I was upset today by something the cashier at Whole Foods said to me.
How much did that already tell you about me? White, upscale, probably
suburban, earthy in the way people who can afford it are, overly
emotional, and I'm sure much more. I should teach close reading...
So
I'm loading my stuff up onto the belt and she's checking me out and
says, without looking at me, the same as any cashier is likely to say
between now and Thursday, "Are you shopping for the holiday?" And I
replied, "No, we're having friends over for dinner." And she replies
(note that there is no reply necessary at this point. She asked me a
question and I answered it in a way that would make sense for someone
buying chicken thighs, potatoes, cauliflower and parsley) "Oh yes, I've
heard a lot of people are doing Friendsgiving this weekend."
This
sent me into a small panic.

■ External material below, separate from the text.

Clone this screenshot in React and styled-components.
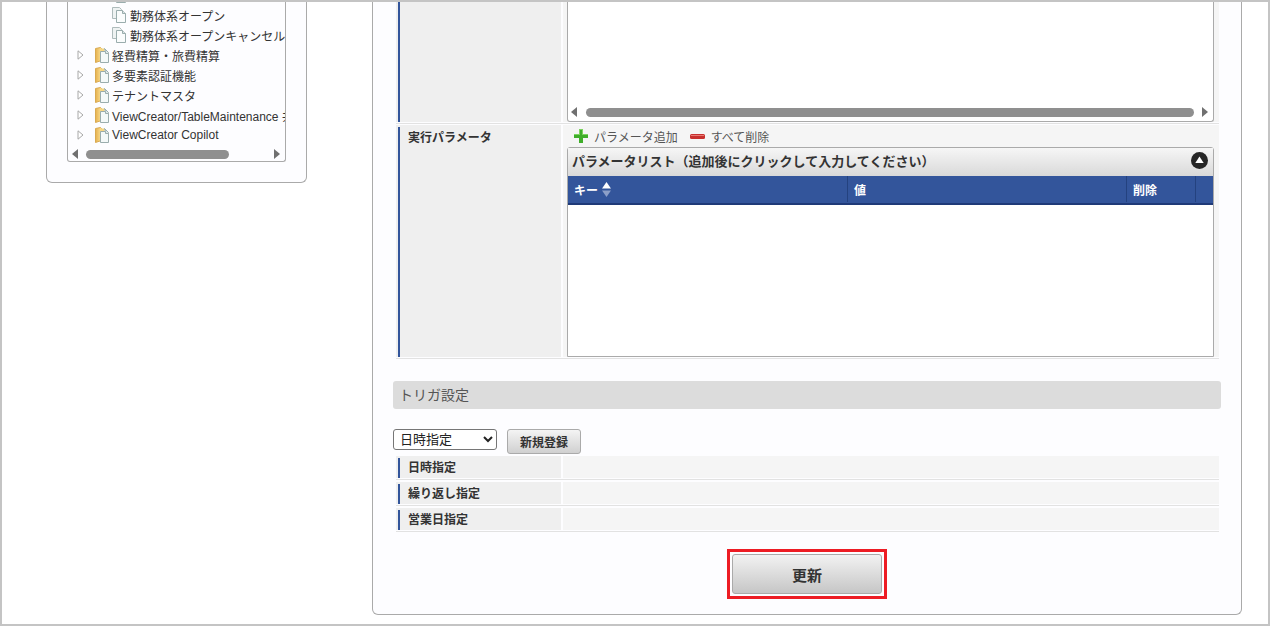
import styled, { createGlobalStyle } from "styled-components";

const GlobalStyle = createGlobalStyle`
  html, body {
    margin: 0;
    padding: 0;
    background: #fff;
  }
  body {
    font-family: "Liberation Sans", "Noto Sans CJK JP", sans-serif;
    font-size: 12px;
    color: #333;
  }
`;

const folders = [
  "経費精算・旅費精算",
  "多要素認証機能",
  "テナントマスタ",
  "ViewCreator/TableMaintenance 共通",
  "ViewCreator Copilot",
];

const pages = ["", "勤務体系オープン", "勤務体系オープンキャンセル"];

const triggers = ["日時指定", "繰り返し指定", "営業日指定"];

const PageIcon = () => (
  <svg width="16" height="16" viewBox="0 0 16 16">
    <path d="M.5 .5h7l2 2v9h-9z" fill="#eef2f2" stroke="#aebbbb" />
    <path d="M4.500 3.500h6l3 3v9h-9z" fill="#fafcfc" stroke="#9aadad" />
    <path d="M10.500 3.500v3h3" fill="#d9e3e3" stroke="#9aadad" />
  </svg>
);

const FolderIcon = () => (
  <svg width="16" height="16" viewBox="0 0 16 16">
    <defs>
      <linearGradient id="folderFill" x1="0" x2="1" y1="0" y2="0">
        <stop offset="0" stopColor="#e6b04c" />
        <stop offset="1" stopColor="#fbe39a" />
      </linearGradient>
    </defs>
    <path d="M.5 1.500l5-1 1 1v12l-6 2z" fill="url(#folderFill)" stroke="#d9aa52" />
    <path d="M5.500 1.500h4v3h-4z" fill="#f6d681" />
    <path d="M5.500 4.500h5l3 2v9h-8z" fill="#f4f9f9" stroke="#9aadad" />
    <path d="M9.500 1.500l4 4v1h-3v-2z" fill="#dce8e8" stroke="#9aadad" />
  </svg>
);

const TreeArrow = () => (
  <svg width="7" height="10" viewBox="0 0 7 10">
    <path d="M1 .8v8.400L6 5z" fill="#fff" stroke="#a8a8a8" />
  </svg>
);

const ScrollArrow = ({ right }) => (
  <svg width="6" height="10" viewBox="0 0 6 10">
    <path d={right ? "M0 0l6 5-6 5z" : "M6 0L0 5l6 5z"} fill="#707070" />
  </svg>
);

const SortIcon = () => (
  <svg width="9" height="15" viewBox="0 0 9 15">
    <path d="M4.500 0L9 6.500H0z" fill="#fff" />
    <path d="M4.500 15L0 8.500h9z" fill="#8c9fc8" />
  </svg>
);

const PlusIcon = () => (
  <svg width="14" height="14" viewBox="0 0 14 14">
    <path d="M5 0h4v5h5v4H9v5H5V9H0V5h5z" fill="#3fae2a" />
    <path d="M5 0h4v5h5v1H8V1H6v5H0V5h5z" fill="#7cd35f" />
  </svg>
);

const MinusIcon = () => (
  <svg width="15" height="5" viewBox="0 0 15 5">
    <rect width="15" height="5" rx="1.500" fill="#c8302e" />
    <rect x="1" y="1" width="13" height="1" fill="#e87a74" />
  </svg>
);

const CollapseIcon = () => (
  <svg width="17" height="17" viewBox="0 0 17 17">
    <circle cx="8.500" cy="8.500" r="8.500" fill="#262626" />
    <path d="M8.500 4.500l4.200 6.500H4.300z" fill="#fff" />
  </svg>
);

const Scrollbar = ({ thumbLeft, thumbWidth }) => (
  <ScrollTrack>
    <ScrollArrow />
    <ScrollLane $left={thumbLeft}>
      <ScrollThumb style={{ width: thumbWidth }} />
    </ScrollLane>
    <ScrollArrow right />
  </ScrollTrack>
);

const App = () => (
  <>
    <GlobalStyle />
    <Frame>
      <SidePanel>
        <Tree>
          <TreeList>
            {pages.map((label, i) => (
              <PageRow key={i}>
                <PageIcon />
                <span>{label}</span>
              </PageRow>
            ))}
            {folders.map((label) => (
              <FolderRow key={label}>
                <TreeArrow />
                <FolderIcon />
                <span>{label}</span>
              </FolderRow>
            ))}
          </TreeList>
          <TreeScroll>
            <Scrollbar thumbLeft={8} thumbWidth={143} />
          </TreeScroll>
        </Tree>
      </SidePanel>

      <MainPanel>
        <FormTable>
          <FormRow>
            <Th>
              <ThLabel $flush />
            </Th>
            <Td>
              <ScrollBox>
                <ScrollBoxBar>
                  <Scrollbar thumbLeft={9} thumbWidth={608} />
                </ScrollBoxBar>
              </ScrollBox>
            </Td>
          </FormRow>
          <FormRow>
            <Th>
              <ThLabel>実行パラメータ</ThLabel>
            </Th>
            <Td>
              <Actions>
                <Action>
                  <PlusIcon />
                  パラメータ追加
                </Action>
                <Action>
                  <MinusIcon />
                  すべて削除
                </Action>
              </Actions>
              <ListBox>
                <ListTitle>
                  パラメータリスト（追加後にクリックして入力してください）
                  <CollapseIcon />
                </ListTitle>
                <ListHead>
                  <HeadCell $width={280}>
                    キー
                    <SortIcon />
                  </HeadCell>
                  <HeadCell $width={279}>値</HeadCell>
                  <HeadCell $width={69}>削除</HeadCell>
                  <HeadCell $last />
                </ListHead>
                <ListBody />
              </ListBox>
            </Td>
          </FormRow>
        </FormTable>

        <SectionHead>トリガ設定</SectionHead>

        <TriggerBar>
          <TriggerSelect defaultValue="date">
            <option value="date">日時指定</option>
            <option value="repeat">繰り返し指定</option>
            <option value="business">営業日指定</option>
          </TriggerSelect>
          <SmallButton>新規登録</SmallButton>
        </TriggerBar>

        <TriggerTable>
          {triggers.map((label) => (
            <TriggerRow key={label}>
              <Th>
                <ThLabel>{label}</ThLabel>
              </Th>
              <Td />
            </TriggerRow>
          ))}
        </TriggerTable>

        <Submit>
          <Highlight>
            <UpdateButton>更新</UpdateButton>
          </Highlight>
        </Submit>
      </MainPanel>
    </Frame>
  </>
);

const Frame = styled.div`
  box-sizing: border-box;
  width: 1270px;
  height: 626px;
  border: 2px solid #c4c4c4;
  display: flex;
  align-items: flex-start;
  overflow: hidden;
  background: #fff;
`;

const SidePanel = styled.aside`
  box-sizing: border-box;
  width: 261px;
  margin-left: 44px;
  padding: 0 20px 20px;
  border: 1px solid #aaa;
  border-top: none;
  border-radius: 0 0 6px 6px;
  background: #fdfdff;
`;

const Tree = styled.div`
  box-sizing: border-box;
  width: 219px;
  height: 160px;
  border: 1px solid #aaa;
  border-top: none;
  border-radius: 0 0 3px 3px;
  overflow: hidden;
  display: flex;
  flex-direction: column;
`;

const TreeList = styled.ul`
  list-style: none;
  margin: -17px 0 0;
  padding: 0;
  flex: none;
  height: 163px;
  overflow: hidden;
  white-space: nowrap;
`;

const PageRow = styled.li`
  display: flex;
  align-items: center;
  gap: 2px;
  height: 20px;
  padding-left: 44px;
  color: #333;

  svg {
    flex: none;
  }
`;

const FolderRow = styled.li`
  display: flex;
  align-items: center;
  height: 20px;
  padding-left: 9px;
  color: #333;

  svg {
    flex: none;
  }
  svg:first-child {
    margin-right: 11px;
  }
  svg:nth-child(2) {
    margin-right: 1px;
  }
`;

const TreeScroll = styled.div`
  padding: 1px 5px 0 4px;
`;

const ScrollTrack = styled.div`
  display: flex;
  align-items: center;
  height: 10px;
`;

const ScrollLane = styled.div`
  flex: 1;
  padding-left: ${(p) => p.$left}px;
`;

const ScrollThumb = styled.div`
  height: 9px;
  border-radius: 5px;
  background: #8f8f8f;
`;

const MainPanel = styled.main`
  box-sizing: border-box;
  width: 870px;
  margin-left: 65px;
  padding: 0 20px 15px;
  border: 1px solid #aaa;
  border-top: none;
  border-radius: 0 0 6px 6px;
  background: #fdfdff;
`;

const FormTable = styled.div`
  margin: 0 2px 0 3px;
`;

const FormRow = styled.div`
  display: grid;
  grid-template-columns: 165px 1fr;
  column-gap: 2px;
  padding-bottom: 1px;
  border-bottom: 1px solid #e2e2e2;
  margin-bottom: 1px;
`;

const Th = styled.div`
  display: flex;
  background: #efefef;
`;

const ThLabel = styled.div`
  flex: 1;
  margin: ${(p) => (p.$flush ? "0" : "2px")} 0 0 2px;
  padding: 4px 0 0 8px;
  border-left: 2px solid #33559b;
  font-weight: 700;
  line-height: 15px;
  color: #333;
`;

const Td = styled.div`
  box-sizing: border-box;
  background: #f5f5f5;
  padding: 0 5px 0 4px;
  min-width: 0;
`;

const ScrollBox = styled.div`
  box-sizing: border-box;
  height: 120px;
  border: 1px solid #aaa;
  border-top: none;
  border-radius: 0 0 3px 3px;
  background: #fff;
  display: flex;
  flex-direction: column;
  justify-content: flex-end;
`;

const ScrollBoxBar = styled.div`
  padding: 0 5px 4px 3px;
`;

const Actions = styled.div`
  display: flex;
  align-items: center;
  gap: 12px;
  height: 22px;
  padding-left: 7px;
`;

const Action = styled.span`
  display: flex;
  align-items: center;
  gap: 6px;
  color: #555;
`;

const ListBox = styled.div`
  box-sizing: border-box;
  width: 647px;
  border: 1px solid #aaa;
  border-radius: 3px 3px 0 0;
  background: #fff;
`;

const ListTitle = styled.div`
  box-sizing: border-box;
  display: flex;
  align-items: center;
  justify-content: space-between;
  height: 28px;
  padding: 0 5px 4px 4px;
  font-weight: 700;
  font-size: 13px;
  color: #333;
  background: linear-gradient(#f6f6f6, #d9d9d9);
`;

const ListHead = styled.div`
  box-sizing: border-box;
  display: flex;
  height: 29px;
  padding-bottom: 1px;
  background: #33559b;
  border-bottom: 2px solid #1f3a78;
`;

const HeadCell = styled.div`
  box-sizing: border-box;
  display: flex;
  align-items: center;
  gap: 4px;
  width: ${(p) => (p.$width ? `${p.$width}px` : "auto")};
  flex: ${(p) => (p.$last ? 1 : "none")};
  padding-left: 6px;
  border-right: ${(p) => (p.$last ? "none" : "1px solid #24427f")};
  font-weight: 700;
  color: #fff;
`;

const ListBody = styled.div`
  height: 151px;
`;

const SectionHead = styled.h2`
  box-sizing: border-box;
  height: 28px;
  margin: 22px 0 0;
  padding-left: 6px;
  border-radius: 3px;
  background: #dcdcdc;
  font-size: 14px;
  font-weight: 400;
  line-height: 28px;
  color: #555;
`;

const TriggerBar = styled.div`
  display: flex;
  align-items: flex-start;
  gap: 10px;
  margin-top: 20px;
`;

const TriggerSelect = styled.select`
  box-sizing: border-box;
  width: 104px;
  height: 21px;
  padding: 0 0 0 2px;
  border: 1px solid #767676;
  border-radius: 3px;
  background: #fff;
  font-family: inherit;
  font-size: 13px;
  color: #222;
`;

const SmallButton = styled.button`
  box-sizing: border-box;
  width: 74px;
  height: 25px;
  padding: 0;
  border: 1px solid #aaa;
  border-radius: 3px;
  background: linear-gradient(#f4f4f4, #d0d0d0);
  font-family: inherit;
  font-size: 12px;
  font-weight: 700;
  color: #333;
`;

const TriggerTable = styled.div`
  margin: 2px 2px 0 3px;
`;

const TriggerRow = styled.div`
  display: grid;
  grid-template-columns: 165px 1fr;
  column-gap: 2px;
  height: 22px;
  padding-bottom: 1px;
  border-bottom: 1px solid #e2e2e2;
  margin-bottom: 2px;

  ${ThLabel} {
    padding-top: 3px;
  }
`;

const Submit = styled.div`
  display: flex;
  justify-content: center;
  margin-top: 17px;
`;

const Highlight = styled.div`
  padding: 2px;
  border: 3px solid #ed1c24;
`;

const UpdateButton = styled.button`
  box-sizing: border-box;
  display: block;
  width: 150px;
  height: 40px;
  padding: 0;
  border: 1px solid #aaa;
  border-radius: 3px;
  background: linear-gradient(#f2f2f2, #c6c6c6);
  font-family: inherit;
  font-size: 15px;
  font-weight: 700;
  color: #333;
`;

export default App;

Friendsgiving? 1. Not only don't I have any
of the proper Friendsgiving home and table decorations, I can't even
begin to imagine what it would be because 2. I didn't know that
Friendsgiving was even a thing.
We kind of take language
for granted sometimes but I'm not sure we ever should. Because I've
gotten involved in the effort to eliminate sexual harassment and assault
from my school, I've gotten very tuned in to the language of patriarchy
and how it leads to our making assumptions without consciously doing
so. I was at a talk the other day by someone who identifies as
genderqueer, or genderfluid. There was no way to know by looking at them
whether they were male or female because they were neither. The
talk was fascinating and I said to my colleague "This guy is really
good." The about 15 seconds later, I restated, "That person is really
good." And my colleague said "I was thinking you were going to correct
yourself."
"Guy" is a perfect example of a male word
often used as a collective noun describing a group of people. "Come on
guys! Let's go!" It's language that reinforces the centrality of
maleness. Even in the matter-of-fact thing I said in my first paragraph
self-description, once I added "overly emotional," if you didn't know
who I was you'd probably assume female. The more I've read about this
stuff and begun to question assumptions, the more I see, and in the
long-term evolution towards gender equality, this is one of the
important barriers what we'll have to breach.